(01-27-2017, 03:57 PM)X_4AD_84 Wrote:(01-27-2017, 02:55 PM)SomeGuy Wrote:(01-27-2017, 02:23 PM)taramarie Wrote:(01-27-2017, 08:23 AM)Warren Dew Wrote:I am curious. In what way do you see the alt right not being evil? This would include the likes of the KKK, neo nazis, white supremacists keep in mind. I am very curious as to what you think about that.(01-27-2017, 12:35 AM)X_4AD_84 Wrote: I no longer think liberals are evil. I am now exceedingly tolerant vis a vis social concerns / minority rights / etc. I no longer think globalism is all bad (it just needed reform). I no longer associate with Birchers, League of the South, Skousenites, etc, etc. I don't think it would be wise to fire most of the State Department. So many other things.
As far as I can tell, now you think the alt right is evil. That's not being tolerant; it's just redirecting your intolerances to a different group..
The term "alt-right" was fairly nebulous and basically referred to a grab-bag of political ideologies of the right that were loosely organized on the Internet in the 2000s-2010s. Not just various flavors of white supremacists, but monarchists, Paleocons, religious traditionalists, integralists, libertarians and anarcho-capitalists of various stripes, random kids on 4chan, nationalists, a bunch of different Russian bloggers, etc. Basically everyone who was neither a progressive nor a Republican. When Breitbart was talking about making Breitbart a forum for the AltRight, this is what he was referring to.
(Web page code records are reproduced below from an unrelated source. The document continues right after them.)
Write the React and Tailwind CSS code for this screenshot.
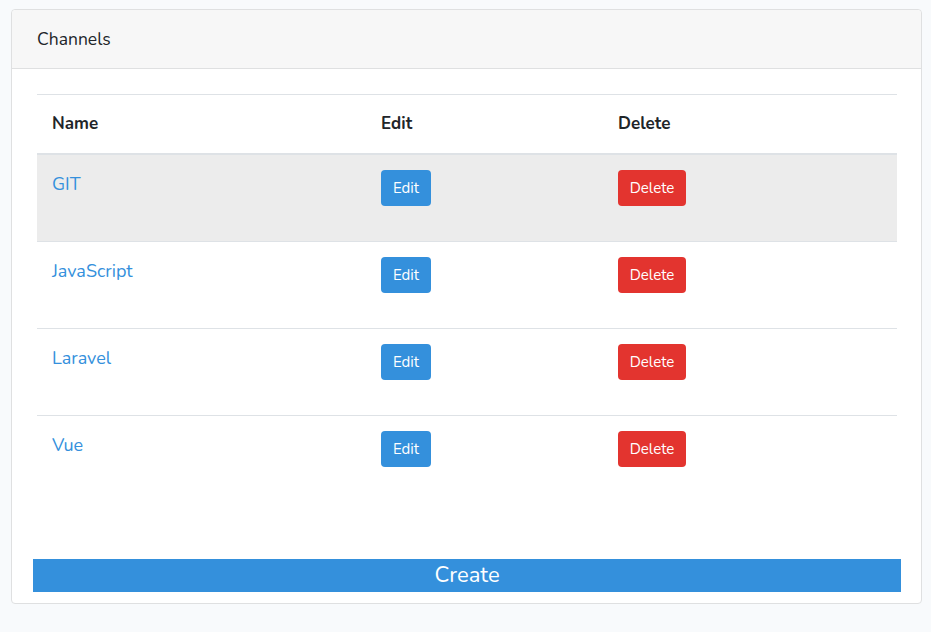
import React from "react";

const rows = ["GIT", "JavaScript", "Laravel", "Vue"];

export default function App() {
  return (
    <div className="min-h-[632px] bg-[#f8fafc] pt-[9px] pl-[11px] pr-[9px] font-['Nunito','Noto_Sans',sans-serif] text-[#212529]">
      <div className="border border-[#dfe0e1] rounded-[4px] bg-white">
        <div className="h-[59px] bg-[#f7f7f7] border-b border-[#dfe0e1] rounded-t-[4px] px-[25px] flex items-center text-[17.5px]">
          Channels
        </div>
        <div className="pt-[25px] pl-[21px] pr-[20px] pb-[11px]">
          <div className="mx-[4px] border-t border-[#dee2e6]">
            <div className="grid grid-cols-[329px_237px_294px] h-[60px] items-center border-b-2 border-[#dee2e6] font-bold text-[17px]">
              <div className="px-[15px]">Name</div>
              <div className="px-[15px]">Edit</div>
              <div className="px-[15px]">Delete</div>
            </div>
            {rows.map((r, i) => (
              <div
                key={r}
                className={
                  "grid grid-cols-[329px_237px_294px] " +
                  (i > 0 ? "h-[87px] border-t border-[#dee2e6]" : "h-[86px] bg-[#ececec]")
                }
              >
                <div className="px-[15px] pt-[18px] text-[18px] text-[#3490dc] leading-[22px]">{r}</div>
                <div className="px-[15px] pt-[15px]">
                  <button className="h-[36px] w-[50px] rounded-[4px] bg-[#3490dc] text-white text-[15px]">Edit</button>
                </div>
                <div className="px-[15px] pt-[15px]">
                  <button className="h-[36px] w-[68px] rounded-[4px] bg-[#e3342f] text-white text-[15px]">Delete</button>
                </div>
              </div>
            ))}
          </div>
          <div className="mt-[57px] h-[33px] bg-[#3490dc] text-white text-[22px] flex items-center justify-center">
            Create
          </div>
        </div>
      </div>
    </div>
  );
}
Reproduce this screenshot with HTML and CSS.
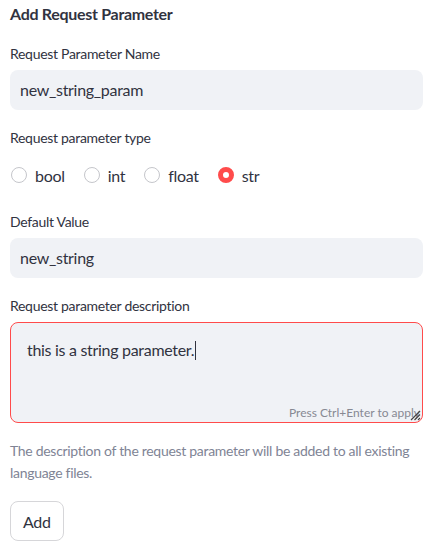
FILE: index.html
```html
<!DOCTYPE html>
<html>
<head>
<meta charset="utf-8">
<link rel="stylesheet" href="styles.css">
</head>
<body>
<div class="form">
  <div class="title">Add Request Parameter</div>

  <div class="label first">Request Parameter Name</div>
  <div class="input">new_string_param</div>

  <div class="label">Request parameter type</div>
  <div class="radios">
    <div class="radio"><span class="dot"></span><span>bool</span></div>
    <div class="radio"><span class="dot"></span><span>int</span></div>
    <div class="radio"><span class="dot"></span><span>float</span></div>
    <div class="radio checked"><span class="dot"></span><span>str</span></div>
  </div>

  <div class="label after-radios">Default Value</div>
  <div class="input">new_string</div>

  <div class="label">Request parameter description</div>
  <div class="textarea">
    <div class="ta-text">this is a string parameter.<span class="caret"></span></div>
    <div class="hint">Press Ctrl+Enter to apply</div>
    <svg class="grip" width="12" height="12" viewBox="0 0 12 12"><path d="M11 2 L2 11 M11 5.5 L5.5 11 M11 9 L9 11" stroke="#444" stroke-width="1.2" fill="none"/></svg>
  </div>

  <div class="help">The description of the request parameter will be added to all existing language files.</div>

  <button class="btn">Add</button>
</div>
</body>
</html>
```

FILE: styles.css
```css
* { box-sizing: border-box; }
body {
  margin: 0;
  background: #ffffff;
  font-family: Lato, "Open Sans", sans-serif;
  color: #31333f;
  letter-spacing: -0.3px;
}
.form {
  padding: 2px 10px 0 10px;
  display: flex;
  flex-direction: column;
  align-items: stretch;
}
.title {
  font-size: 16px;
  font-weight: 700;
  line-height: 24px;
}
.label {
  font-size: 14px;
  line-height: 20px;
  margin-top: 18px;
  margin-bottom: 6px;
}
.label.first { margin-top: 18px; }
.label.after-radios { margin-top: 25px; }
.input {
  height: 40px;
  background: #f0f2f6;
  border-radius: 8px;
  padding: 0 10px;
  font-size: 16px;
  line-height: 40px;
}
.radios {
  display: flex;
  align-items: center;
  height: 24px;
  margin-top: 9px;
  gap: 18px;
}
.radio {
  display: flex;
  align-items: center;
  gap: 8px;
  font-size: 16px;
}
.dot {
  width: 16px;
  height: 16px;
  border-radius: 50%;
  border: 1px solid #c5c6cb;
  background: #fff;
  margin-left: 1px;
}
.radio.checked .dot {
  border: 5px solid #ff4b4b;
  background: #fff;
}
.textarea {
  position: relative;
  height: 101px;
  background: #f0f2f6;
  border: 1px solid #ff4b4b;
  border-radius: 8px;
  padding: 15px 16px;
}
.ta-text {
  font-size: 16px;
  line-height: 24px;
}
.caret {
  display: inline-block;
  width: 1px;
  height: 19px;
  background: #31333f;
  vertical-align: -4px;
  margin-left: 1px;
}
.hint {
  position: absolute;
  right: 2px;
  bottom: 1px;
  font-size: 12px;
  line-height: 16px;
  letter-spacing: 0;
  color: #878993;
}
.grip {
  position: absolute;
  right: 1px;
  bottom: 1px;
}
.help {
  margin-top: 17px;
  font-size: 14px;
  line-height: 22px;
  color: #808495;
}
.btn {
  align-self: flex-start;
  margin-top: 17px;
  height: 40px;
  padding: 0 12px;
  background: #fff;
  border: 1px solid #d6d6d9;
  border-radius: 8px;
  font-family: inherit;
  letter-spacing: inherit;
  font-size: 16px;
  color: #31333f;
}
```
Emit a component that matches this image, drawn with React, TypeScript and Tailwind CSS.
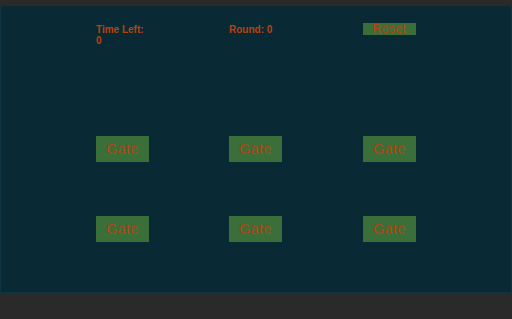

During and after the 2016 election, this name was rebranded (out of confusion/political purposes to tar populism with the Nazi brush) to mean specifically white supremacists, and nerdy media whore Richard Spencer welcomed the free publicity (in reality, his "rallies" attracted fewer attendees than the DC convention of grown men who like watching My Little Pony, and the KKK has maybe 3000 members in the entire country, small enough to fit in a single high school). But, because of this, people are now convinced there is a massive white supremacist movement in the country, ensconced in the White House, and taking orders from the Fascist Internationale based out of the Kremlin, when in reality there is simply a surge of populism in Western countries due to dissatisfaction with the status quo (some of it tied to immigration, some to deindustrialization, etc.).
But labeling it a new Axis of Evil sounds cooler.
I have no idea whether or not Duginism or its Western derivatives have had any uptake with you personally. In any case, the problem is not those few thousand complete whackos you alluded to. The problem is a much larger number of former (yes, I mean it, former) Conservatives who have embraced, either knowingly or unwittingly, elements of the Duginist program. That is crap. It is a wrong turn. It is a tiny step in the direction of a Pan movement. You seem to think it can't happen here or maybe you are a person who has to see something in retrospect to fully validate it. Imagine how different the past century might have been if people didn't take such a wait and see attitude about what Paul R. Johnson refers to as "The Monsters."
The Duginist program? Foundations of Geopolitics? I'm impressed, I didn't know you READ RUSSIAN, 'cause it ain't available in English. I certainly don't. Seriously, this is embarrassing. I mean, this is like John Birch Society Global Communist Conspiracy stuff. You have no evidence that Dugin is actually orchestrating anything anywhere, or that any of these different movements (Le Pen's FN, Fillon's desire for rapprochement with Russia, the Trump campaign, Brexit, etc.) have been in any way influenced by National Bolshevism, you've just taken a bunch of stuff you read on Wikipedia and cobbled together a narrative that reinforces your pre-existing fixation on the need for WWIII. You haven't actually changed, you've merely shifted the justifications you're using towards the same end.
I'm not saying "It Can't Happen Here", I'm saying that going on about "TRUMP IZ HITLER" is stupid, sloppy thinking. The NYT was against amnesty for illegal immigrants as late as 2000, Bill Clinton took plenty of harsh stances against violent crime and illegal immigration, Trump's whole campaign was just a less articulate reboot of the Buchanan one back in the 90s, that there is no evidence of his antisemitism, anti-LGBTQAIABCDEFG, or anything else. More violence was used AGAINST Trump supporters (see Chicago, San Jose, etc.) than has been used by them against others. There's no Nazi movement afoot, just a moral panic by people who are so used to pushing the Overton Window to the left that any movement in the opposite direction, however minor, is treated as an existential threat.